Some argue that recent new government administrations have been particularly vulnerable to error as a result of suspicious ministers inheriting senior officials who are over anxious to please. Indeed, it is hard to read Anthony King’s The Blunders of our Governments or Richard Bacon and Christopher Hope’s Conundrum – Why Every Government Gets Things Wrong - let alone the Chilcot Report - without wondering whether very senior officials could not have done more to persuade their political masters and mistresses to take more sensible decisions. If not, then what were we employing them for?
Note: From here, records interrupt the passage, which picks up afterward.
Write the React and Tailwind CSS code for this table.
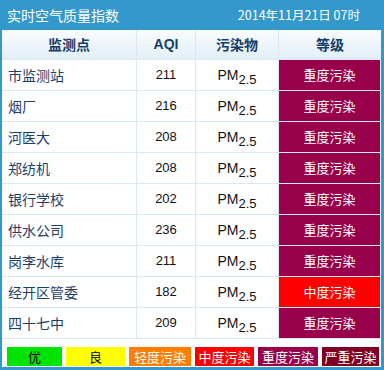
import React from "react";

const rows = [
  ["市监测站", 211, "重度污染"],
  ["烟厂", 216, "重度污染"],
  ["河医大", 208, "重度污染"],
  ["郑纺机", 208, "重度污染"],
  ["银行学校", 202, "重度污染"],
  ["供水公司", 236, "重度污染"],
  ["岗李水库", 211, "重度污染"],
  ["经开区管委", 182, "中度污染"],
  ["四十七中", 209, "重度污染"],
];

const legend = [
  ["优", "bg-[#00e400] text-black", "w-[55px]"],
  ["良", "bg-[#ffff00] text-black", "w-[59px]"],
  ["轻度污染", "bg-[#ff7e00] text-white", "w-[62px]"],
  ["中度污染", "bg-[#ff0000] text-white", "w-[59px]"],
  ["重度污染", "bg-[#99004c] text-white", "w-[60px]"],
  ["严重污染", "bg-[#7e0023] text-white", "w-[57px]"],
];

export default function App() {
  return (
    <div
      className="w-[384px] h-[370px] bg-[#3399cc] flex flex-col"
      style={{ fontFamily: '"Noto Sans CJK SC", "Noto Sans", sans-serif' }}
    >
      <div className="h-[30px] flex items-center justify-between pl-[7px] pr-[24px] text-white">
        <span className="text-[14px]">实时空气质量指数</span>
        <span className="text-[12.5px]">2014年11月21日 07时</span>
      </div>
      <div className="ml-[2px] w-[379px] h-[337px] bg-white flex flex-col">
        <div className="h-[30px] flex bg-gradient-to-b from-[#fafcfe] to-[#e2eff7] border-b border-[#d9e8f1] text-[#123d6b] font-bold text-[14px]">
          <div className="w-[135px] flex items-center justify-center border-r border-[#d9e8f1]">监测点</div>
          <div className="w-[59px] flex items-center justify-center border-r border-[#d9e8f1]" style={{ fontFamily: '"Liberation Sans", sans-serif' }}>AQI</div>
          <div className="w-[83px] flex items-center justify-center border-r border-[#d9e8f1]">污染物</div>
          <div className="flex-1 flex items-center justify-center">等级</div>
        </div>
        {rows.map(([name, aqi, level]) => (
          <div key={name} className="h-[31px] flex border-b border-[#d9e8f1]">
            <div className="w-[135px] flex items-center pl-[6px] border-r border-[#d9e8f1] text-[#1d3e6b] text-[14px]">{name}</div>
            <div className="w-[59px] flex items-center justify-center border-r border-[#d9e8f1] text-[#111] text-[13px]" style={{ fontFamily: '"Liberation Sans", sans-serif' }}>{aqi}</div>
            <div className="w-[83px] flex items-center justify-center border-r border-[#d9e8f1] text-[#111] text-[14px]" style={{ fontFamily: '"Liberation Sans", sans-serif' }}>
              <span>PM<span className="text-[13px] relative top-[4px]">2.5</span></span>
            </div>
            <div className={`w-[101px] flex items-center justify-center text-white text-[13px] ${level === "中度污染" ? "bg-[#ff0000]" : "bg-[#99004c]"}`}>{level}</div>
          </div>
        ))}
        <div className="flex-1 flex items-end pb-[1px] pl-[5px] gap-[4px]">
          {legend.map(([t, c, w]) => (
            <div key={t} className={`h-[19px] flex items-center justify-center text-[13px] ${c} ${w}`}>{t}</div>
          ))}
        </div>
      </div>
    </div>
  );
}
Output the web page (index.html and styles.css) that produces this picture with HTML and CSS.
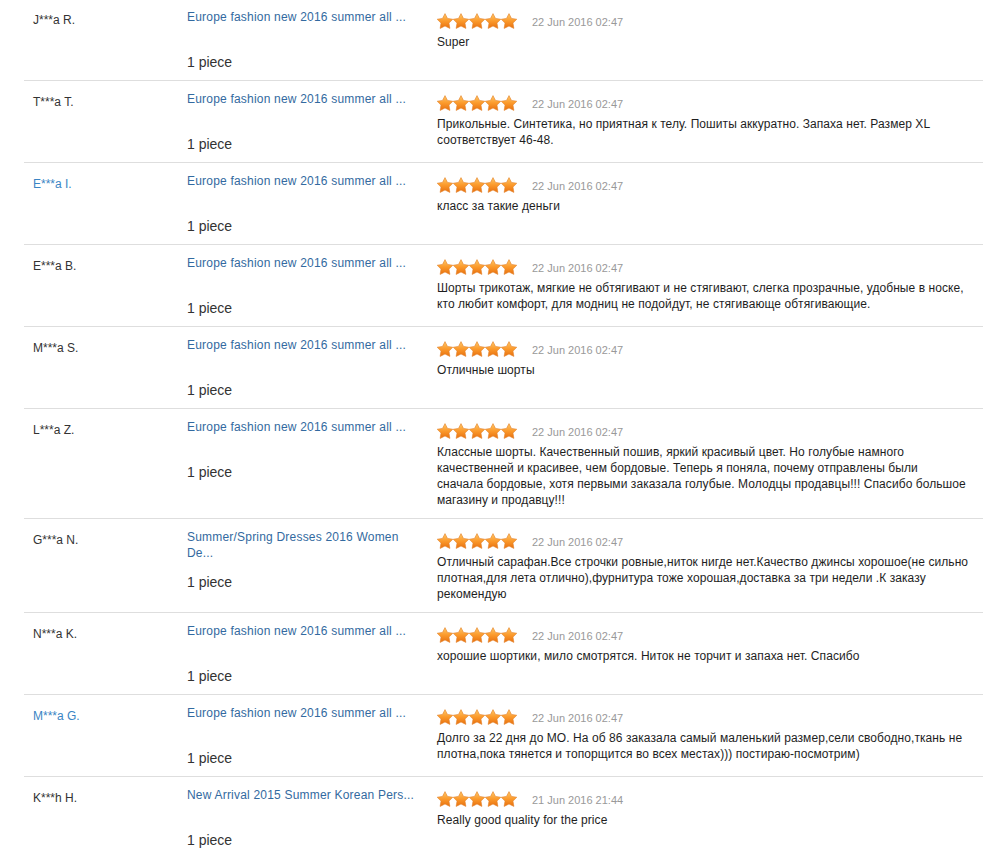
FILE: index.html
```html
<!DOCTYPE html>
<html lang="ru">
<head>
  <meta charset="UTF-8" />
  <title>Feedback</title>
  <link rel="stylesheet" href="styles.css">
</head>
<body>

<!-- star shape, used by every row -->
<svg class="defs" aria-hidden="true">
  <defs>
    <linearGradient id="starFill" x1="0" y1="0" x2="0" y2="1">
      <stop offset="0" stop-color="#ffc766"/>
      <stop offset="0.5" stop-color="#fb9a2c"/>
      <stop offset="1" stop-color="#e8700f"/>
    </linearGradient>
    <path id="star" d="M8 .6L10.47 5.4L15.8 6.24L11.99 10.1L12.88 15.4L8 13L3.12 15.4L4.01 10.1L.2 6.24L5.53 5.4Z"
      fill="url(#starFill)" stroke="#e2822a" stroke-width=".6" stroke-linejoin="round"/>
    <symbol id="stars" viewBox="0 0 80 16">
      <use href="#star" x="0"/>
      <use href="#star" x="16"/>
      <use href="#star" x="32"/>
      <use href="#star" x="48"/>
      <use href="#star" x="64"/>
    </symbol>
  </defs>
</svg>

<div class="reviews">

  <div class="review">
    <div class="buyer">J***a R.</div>
    <div class="order">
      <a class="product" href="#">Europe fashion new 2016 summer all ...</a>
      <div class="qty">1 piece</div>
    </div>
    <div class="feedback">
      <div class="meta"><svg class="stars"><use href="#stars"/></svg><span class="date">22 Jun 2016 02:47</span></div>
      <p class="text">Super</p>
    </div>
  </div>

  <div class="review">
    <div class="buyer">T***a T.</div>
    <div class="order">
      <a class="product" href="#">Europe fashion new 2016 summer all ...</a>
      <div class="qty">1 piece</div>
    </div>
    <div class="feedback">
      <div class="meta"><svg class="stars"><use href="#stars"/></svg><span class="date">22 Jun 2016 02:47</span></div>
      <p class="text">Прикольные. Синтетика, но приятная к телу. Пошиты аккуратно. Запаха нет. Размер XL соответствует 46-48.</p>
    </div>
  </div>

  <div class="review">
    <div class="buyer"><a href="#">E***a I.</a></div>
    <div class="order">
      <a class="product" href="#">Europe fashion new 2016 summer all ...</a>
      <div class="qty">1 piece</div>
    </div>
    <div class="feedback">
      <div class="meta"><svg class="stars"><use href="#stars"/></svg><span class="date">22 Jun 2016 02:47</span></div>
      <p class="text">класс за такие деньги</p>
    </div>
  </div>

  <div class="review">
    <div class="buyer">E***a B.</div>
    <div class="order">
      <a class="product" href="#">Europe fashion new 2016 summer all ...</a>
      <div class="qty">1 piece</div>
    </div>
    <div class="feedback">
      <div class="meta"><svg class="stars"><use href="#stars"/></svg><span class="date">22 Jun 2016 02:47</span></div>
      <p class="text">Шорты трикотаж, мягкие не обтягивают и не стягивают, слегка прозрачные, удобные в носке, кто любит комфорт, для модниц не подойдут, не стягивающе обтягивающие.</p>
    </div>
  </div>

  <div class="review">
    <div class="buyer">M***a S.</div>
    <div class="order">
      <a class="product" href="#">Europe fashion new 2016 summer all ...</a>
      <div class="qty">1 piece</div>
    </div>
    <div class="feedback">
      <div class="meta"><svg class="stars"><use href="#stars"/></svg><span class="date">22 Jun 2016 02:47</span></div>
      <p class="text">Отличные шорты</p>
    </div>
  </div>

  <div class="review">
    <div class="buyer">L***a Z.</div>
    <div class="order">
      <a class="product" href="#">Europe fashion new 2016 summer all ...</a>
      <div class="qty">1 piece</div>
    </div>
    <div class="feedback">
      <div class="meta"><svg class="stars"><use href="#stars"/></svg><span class="date">22 Jun 2016 02:47</span></div>
      <p class="text">Классные шорты. Качественный пошив, яркий красивый цвет. Но голубые намного качественней и красивее, чем бордовые. Теперь я поняла, почему отправлены были<br>сначала бордовые, хотя первыми заказала голубые. Молодцы продавцы!!! Спасибо большое магазину и продавцу!!!</p>
    </div>
  </div>

  <div class="review">
    <div class="buyer">G***a N.</div>
    <div class="order">
      <a class="product" href="#">Summer/Spring Dresses 2016 Women De...</a>
      <div class="qty">1 piece</div>
    </div>
    <div class="feedback">
      <div class="meta"><svg class="stars"><use href="#stars"/></svg><span class="date">22 Jun 2016 02:47</span></div>
      <p class="text">Отличный сарафан.Все строчки ровные,ниток нигде нет.Качество джинсы хорошое(не сильно плотная,для лета отлично),фурнитура тоже хорошая,доставка за три недели .К заказу рекомендую</p>
    </div>
  </div>

  <div class="review">
    <div class="buyer">N***a K.</div>
    <div class="order">
      <a class="product" href="#">Europe fashion new 2016 summer all ...</a>
      <div class="qty">1 piece</div>
    </div>
    <div class="feedback">
      <div class="meta"><svg class="stars"><use href="#stars"/></svg><span class="date">22 Jun 2016 02:47</span></div>
      <p class="text">хорошие шортики, мило смотрятся. Ниток не торчит и запаха нет. Спасибо</p>
    </div>
  </div>

  <div class="review">
    <div class="buyer"><a href="#">M***a G.</a></div>
    <div class="order">
      <a class="product" href="#">Europe fashion new 2016 summer all ...</a>
      <div class="qty">1 piece</div>
    </div>
    <div class="feedback">
      <div class="meta"><svg class="stars"><use href="#stars"/></svg><span class="date">22 Jun 2016 02:47</span></div>
      <p class="text">Долго за 22 дня до МО. На об 86 заказала самый маленький размер,сели свободно,ткань не плотна,пока тянется и топорщится во всех местах))) постираю-посмотрим)</p>
    </div>
  </div>

  <div class="review">
    <div class="buyer">K***h H.</div>
    <div class="order">
      <a class="product" href="#">New Arrival 2015 Summer Korean Pers...</a>
      <div class="qty">1 piece</div>
    </div>
    <div class="feedback">
      <div class="meta"><svg class="stars"><use href="#stars"/></svg><span class="date">21 Jun 2016 21:44</span></div>
      <p class="text">Really good quality for the price</p>
    </div>
  </div>

</div>

</body>
</html>
```

FILE: styles.css
```css
body {
  margin: 0;
  background: #fff;
  font-family: "Liberation Sans", Arial, sans-serif;
  font-size: 12px;
  color: #333;
}
a {
  text-decoration: none;
}
.defs {
  position: absolute;
  width: 0;
  height: 0;
  overflow: hidden;
}
.reviews {
  margin: -1px 0 0 24px;
  width: 959px;
}
.review {
  display: grid;
  grid-template-columns: 154px 250px 1fr;
  padding: 10px 0 9px 9px;
  border-bottom: 1px solid #dedede;
}
.buyer {
  padding-top: 3px;
  line-height: 16px;
}
.buyer a {
  color: #3a85c4;
}
.order {
  display: flex;
  flex-direction: column;
  width: 232px;
}
.product {
  color: #336aa0;
  line-height: 16px;
  min-height: 44px;
  letter-spacing: 0.2px;
}
.qty {
  font-size: 14px;
  line-height: 18px;
  color: #333;
}
.feedback {
  padding: 4px 12px 1px 0;
}
.meta {
  display: flex;
  align-items: center;
  gap: 15px;
  height: 16px;
}
.stars {
  width: 80px;
  height: 16px;
  display: block;
}
.date {
  font-size: 11px;
  color: #999;
  padding-top: 1px;
}
.text {
  margin: 5px 0 0;
  line-height: 16px;
  color: #1e1e1e;
  letter-spacing: 0.07px;
}
```
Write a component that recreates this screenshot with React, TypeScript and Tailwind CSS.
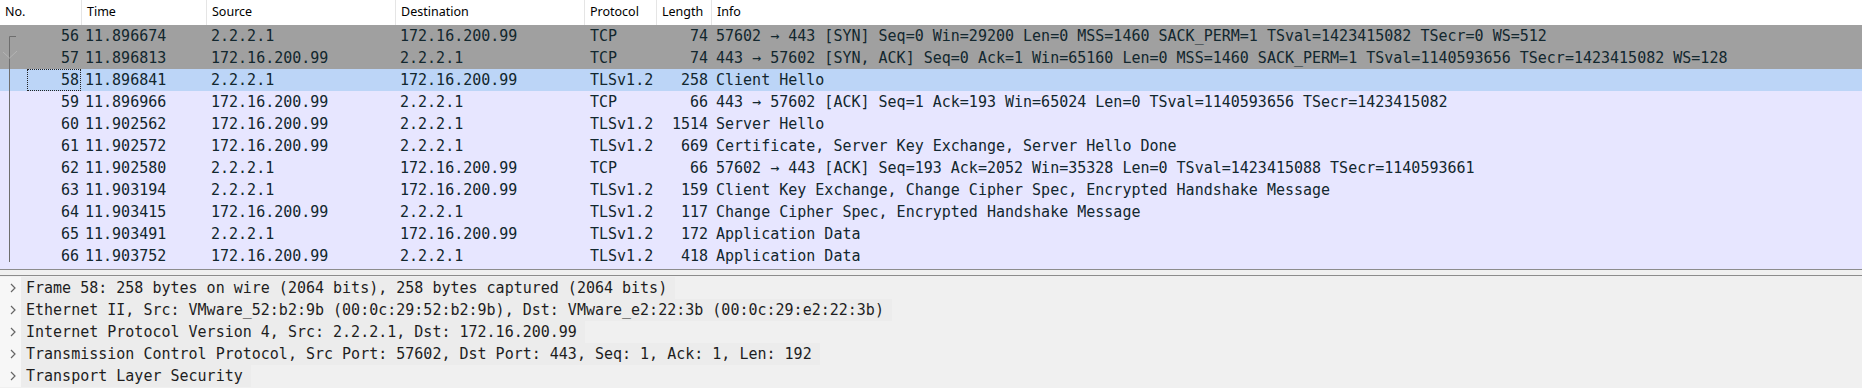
import React from 'react';

type Packet = {
  no: number;
  time: string;
  src: string;
  dst: string;
  proto: string;
  len: number;
  info: string;
  kind: 'gray' | 'sel' | 'tcp';
};

const packets: Packet[] = [
  { no: 56, time: '11.896674', src: '2.2.2.1', dst: '172.16.200.99', proto: 'TCP', len: 74, info: '57602 → 443 [SYN] Seq=0 Win=29200 Len=0 MSS=1460 SACK_PERM=1 TSval=1423415082 TSecr=0 WS=512', kind: 'gray' },
  { no: 57, time: '11.896813', src: '172.16.200.99', dst: '2.2.2.1', proto: 'TCP', len: 74, info: '443 → 57602 [SYN, ACK] Seq=0 Ack=1 Win=65160 Len=0 MSS=1460 SACK_PERM=1 TSval=1140593656 TSecr=1423415082 WS=128', kind: 'gray' },
  { no: 58, time: '11.896841', src: '2.2.2.1', dst: '172.16.200.99', proto: 'TLSv1.2', len: 258, info: 'Client Hello', kind: 'sel' },
  { no: 59, time: '11.896966', src: '172.16.200.99', dst: '2.2.2.1', proto: 'TCP', len: 66, info: '443 → 57602 [ACK] Seq=1 Ack=193 Win=65024 Len=0 TSval=1140593656 TSecr=1423415082', kind: 'tcp' },
  { no: 60, time: '11.902562', src: '172.16.200.99', dst: '2.2.2.1', proto: 'TLSv1.2', len: 1514, info: 'Server Hello', kind: 'tcp' },
  { no: 61, time: '11.902572', src: '172.16.200.99', dst: '2.2.2.1', proto: 'TLSv1.2', len: 669, info: 'Certificate, Server Key Exchange, Server Hello Done', kind: 'tcp' },
  { no: 62, time: '11.902580', src: '2.2.2.1', dst: '172.16.200.99', proto: 'TCP', len: 66, info: '57602 → 443 [ACK] Seq=193 Ack=2052 Win=35328 Len=0 TSval=1423415088 TSecr=1140593661', kind: 'tcp' },
  { no: 63, time: '11.903194', src: '2.2.2.1', dst: '172.16.200.99', proto: 'TLSv1.2', len: 159, info: 'Client Key Exchange, Change Cipher Spec, Encrypted Handshake Message', kind: 'tcp' },
  { no: 64, time: '11.903415', src: '172.16.200.99', dst: '2.2.2.1', proto: 'TLSv1.2', len: 117, info: 'Change Cipher Spec, Encrypted Handshake Message', kind: 'tcp' },
  { no: 65, time: '11.903491', src: '2.2.2.1', dst: '172.16.200.99', proto: 'TLSv1.2', len: 172, info: 'Application Data', kind: 'tcp' },
  { no: 66, time: '11.903752', src: '172.16.200.99', dst: '2.2.2.1', proto: 'TLSv1.2', len: 418, info: 'Application Data', kind: 'tcp' },
];

const details = [
  'Frame 58: 258 bytes on wire (2064 bits), 258 bytes captured (2064 bits)',
  'Ethernet II, Src: VMware_52:b2:9b (00:0c:29:52:b2:9b), Dst: VMware_e2:22:3b (00:0c:29:e2:22:3b)',
  'Internet Protocol Version 4, Src: 2.2.2.1, Dst: 172.16.200.99',
  'Transmission Control Protocol, Src Port: 57602, Dst Port: 443, Seq: 1, Ack: 1, Len: 192',
  'Transport Layer Security',
];

const rowBg = {
  gray: 'bg-[#a0a0a0]',
  sel: 'bg-[#bcd5f7]',
  tcp: 'bg-[#e7e6ff]',
};

const mono = { fontFamily: '"DejaVu Sans Mono", "Liberation Mono", monospace' };

const HeaderCell: React.FC<{ w: string; label: string }> = ({ w, label }) => (
  <div className={`${w} h-full flex items-center pl-[5px] border-r border-[#e5e5e5] shrink-0`}>
    {label}
  </div>
);

// related-packets line drawn in the No. column
const Related: React.FC<{ idx: number }> = ({ idx }) => (
  <svg className="absolute left-0 top-0" width="22" height="22" viewBox="0 0 22 22">
    {idx === 0 ? (
      <path d="M9.5 11.5 H16 M9.5 11.5 V22" stroke="#6e6e6e" strokeWidth="1" fill="none" />
    ) : idx === packets.length - 1 ? (
      <path d="M9.5 0 V17" stroke="#6e6e6e" strokeWidth="1" fill="none" />
    ) : (
      <path d="M9.5 0 V22" stroke="#6e6e6e" strokeWidth="1" fill="none" />
    )}
    {idx === 1 && <path d="M3 5 L9.5 11 L17 4" stroke="#b4b4b4" strokeWidth="1" fill="none" />}
  </svg>
);

const App: React.FC = () => {
  return (
    <div className="w-[1862px] h-[388px] bg-[#f0f0f0] flex flex-col overflow-hidden">
      {/* packet list */}
      <div className="flex flex-col bg-white border-b border-[#8c8c8c]">
        <div
          className="h-[25px] flex text-[12.5px] text-black bg-white"
          style={{ fontFamily: '"Noto Sans", "Open Sans", sans-serif' }}
        >
          <HeaderCell w="w-[82px]" label="No." />
          <HeaderCell w="w-[125px]" label="Time" />
          <HeaderCell w="w-[189px]" label="Source" />
          <HeaderCell w="w-[189px]" label="Destination" />
          <HeaderCell w="w-[72px]" label="Protocol" />
          <HeaderCell w="w-[55px]" label="Length" />
          <div className="flex-1 h-full flex items-center pl-[5px]">Info</div>
        </div>
        <div className="flex flex-col pb-[2px] bg-[#e7e6ff]">
          {packets.map((p, i) => (
            <div
              key={p.no}
              className={`h-[22px] flex items-center text-[15px] leading-[22px] text-[#12272e] whitespace-nowrap ${rowBg[p.kind]}`}
              style={mono}
            >
              <div className="relative w-[82px] h-full shrink-0 text-right pr-[3px]">
                <Related idx={i} />
                {p.kind === 'sel' && (
                  <div className="absolute left-[27px] right-[1px] top-0 bottom-0 border border-dotted border-[#222]" />
                )}
                <span className="relative">{p.no}</span>
              </div>
              <div className="w-[125px] shrink-0 pl-[3px]">{p.time}</div>
              <div className="w-[189px] shrink-0 pl-[4px]">{p.src}</div>
              <div className="w-[189px] shrink-0 pl-[4px]">{p.dst}</div>
              <div className="w-[72px] shrink-0 pl-[5px]">{p.proto}</div>
              <div className="w-[55px] shrink-0 text-right pr-[4px]">{p.len}</div>
              <div className="flex-1 pl-[4px] overflow-hidden">{p.info}</div>
            </div>
          ))}
        </div>
      </div>

      {/* splitter */}
      <div className="h-[6px] bg-[#f0f0f0] border-b border-[#8c8c8c]" />

      {/* packet details */}
      <div className="flex-1 flex flex-col bg-[#f0f0f0] pt-[1px]">
        {details.map((d) => (
          <div
            key={d}
            className="h-[22px] flex items-center text-[15px] text-[#1e1e1e] whitespace-nowrap"
            style={mono}
          >
            <div className="w-[21px] h-full shrink-0 flex items-center justify-end pr-[4px] bg-[#f7f7f7]">
              <svg width="8" height="12" viewBox="0 0 8 12">
                <path d="M2 2 L6 6 L2 10" stroke="#666" strokeWidth="1.2" fill="none" />
              </svg>
            </div>
            <div className="pl-[5px] pr-2 h-full flex items-center bg-[#ececec]">{d}</div>
          </div>
        ))}
      </div>
    </div>
  );
};

export default App;
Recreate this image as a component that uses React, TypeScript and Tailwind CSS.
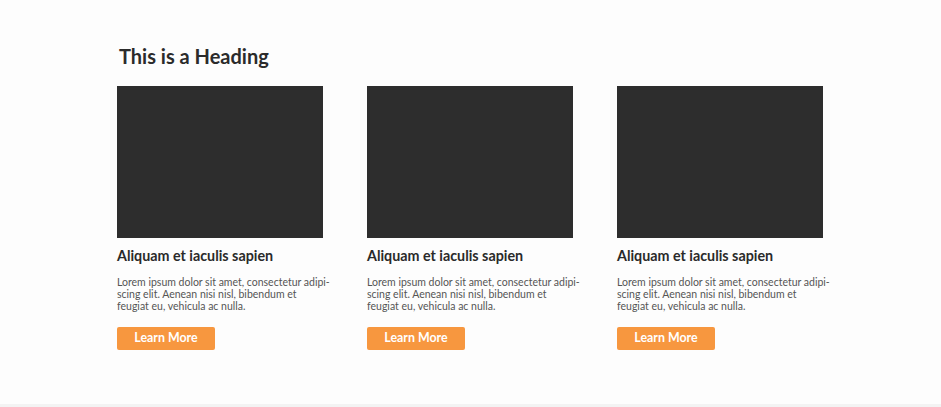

Queen Elizabeth 1st offers a good example of how powerful people do not always follow through on their promise to reward truthful advisers. She famously instructed William Cecil as follows: "This judgment I have of you: that you will not be corrupted with any manner of gift, and that you will be faithful to the state, and that, without respect to my private will, you will give me that council that you think best." Historians record, however, that - as she got older and more confident in her own opinions - she often became very angry with courtiers who argued with her. Alison Weir says that: 'She did not feel bound to take her councillors' advice, and frequently shouted at them or banned them temporarily from court if they disagreed with her. Many were prepared to risk this minor punishment for the sake of putting their views across.'
One wonders why anyone chooses to serve certain leaders. Hinting at the execution of several North Korean officials in 2019, a newspaper commented that:
"Those who pretend to serve the leader to his face but have different goals, and dream different dreams behind his back, those who have thrown away their loyalty and ethics, those who are anti-party, anti-revolution, cannot escape a heavy judgment."
It can be especially difficult to speak truth to power when there are several other factors combining to create a policy disaster. James Thomson's famous analysis of the disaster that was the Vietnam War makes both entertaining and sobering reading:- How Could Vietnam Happen?: An Autopsy.
And it is of course very difficult, verging on impossible, immediately to correct mistakes made by powerful people in public gatherings. The faces - and even the subsequent pronouncements of - senior US medics were wonderful to behold when President Trump announced that injecting disinfectant might be a great way to kill the COVID-19 coronavirus.